You check the blur first as you need to roll it either way. The illusion spell you can cast would be blur itself. ;)
 


It doesn't matter which way you want to run it as long as you recognize that the blur could save an image. I would roll the blur first because it's much easier, saving having to roll the attack roll, the target (up to 1d9), and computing the image AC. :)
 


It would seem that if you had both spells up at once, all of your Mirror Images would be Blurred as well. I'd check Blur first. Only if the attack gets thru that will it matter if an image was lost, not the other way around.
 

Infiniti2000 said:
You check the blur first as you need to roll it either way. The illusion spell you can cast would be blur itself. ;)
You misunderstand that question. There is no creature. Instead of making an image of a lion, why not make an image of a blurred lion?
 

3.5 FAQ says that yes, blur protects mirror images.

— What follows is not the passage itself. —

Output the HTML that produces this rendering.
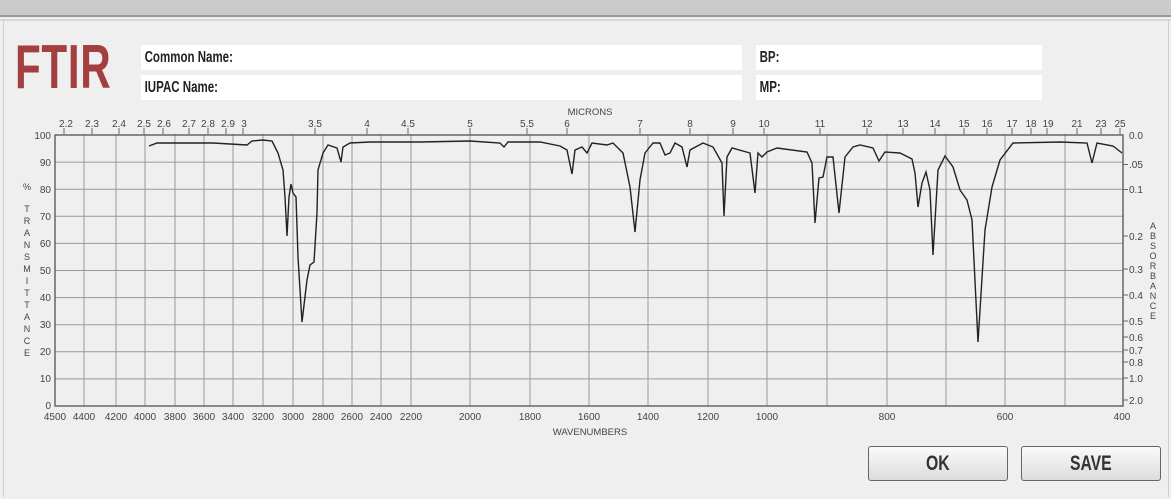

The mirror image spell description says the images have
an Armor Class of 10 + size modifier + Dexterity modifier.
Is it possible to improve this with spells the spellcaster casts
on herself, such as shield or mage armor? If so, why doesn’t
the spell description say the images have the caster’s Armor
Class? What happens if the caster has cover from her
surroundings? Will cover improve the images’ ACs? What
about concealment? Will fog or foliage produce a miss
chance for a foe that aims an attack at an image? What
about magical concealment, such as a blur or displacement
spell?


(...snipped two paragraphs...)

If the user has concealment from her surroundings, the
images have the same concealment. The images also look just
like the caster, and they share purely visual effects such as the
blur or displacement spell. If the mirror image user is also
using either of these effects, an attack aimed at an image has
the same miss chance an attack aimed at the caster has.

Presumably you need to randomly find the target of an attack first, re: mirror image. Then, check blur miss chance. Then, resolve the attack.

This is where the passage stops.